海外でキャディーはプロを目指している人や、リタイアした人がしていることが多い。なので中には、外人の金持ち(でもないんだけどね)が下手くそに偉そうにプレイしているのを見て、イラついてああいう態度をとる者もたまにいるんだそうだ。八つ当たり?
でも大概、毅然とした態度を取れば次回からな舐めてこないと。
そんな話をしたり、仕事の話をしたり、2回程キャディーさん達が買いに行った飲み物を飲んだり、ラフに入った誰かのゴルフボールを拾ってきた子供達が売りに来たり、その中から自分達のボールを見つけて回収してバクシーシあげたりとかしたりしているうちに、やっと順番が回ってきた。
その後はガチグループは高速で、のんびりグループも後ろに5組ほど溜まっているので、大慌てで打ちまくってなんとかハーフを回り切った。

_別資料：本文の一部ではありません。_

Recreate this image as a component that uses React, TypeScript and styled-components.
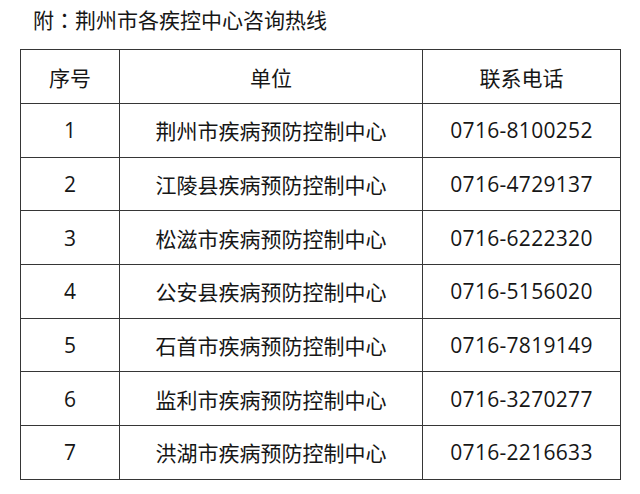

クラブに戻ると、日当たりのいい花壇の上に、猫達が1列に並んで寝ていた。
なんだろう??アレキの猫は1列が好きなのかなあ?と、首を傾げた夢乃であった。
追記:
ゴルフ接待って結構ありました。上手ではないし好きではないけど、知らない体験をするのは好きなので嫌ではなかったです。エジプトでブちぎれそうになったのは、夫婦喧嘩を覗いてそんなに何のですが、サンディーの態度はそのベスト3のマジで頭に来ました。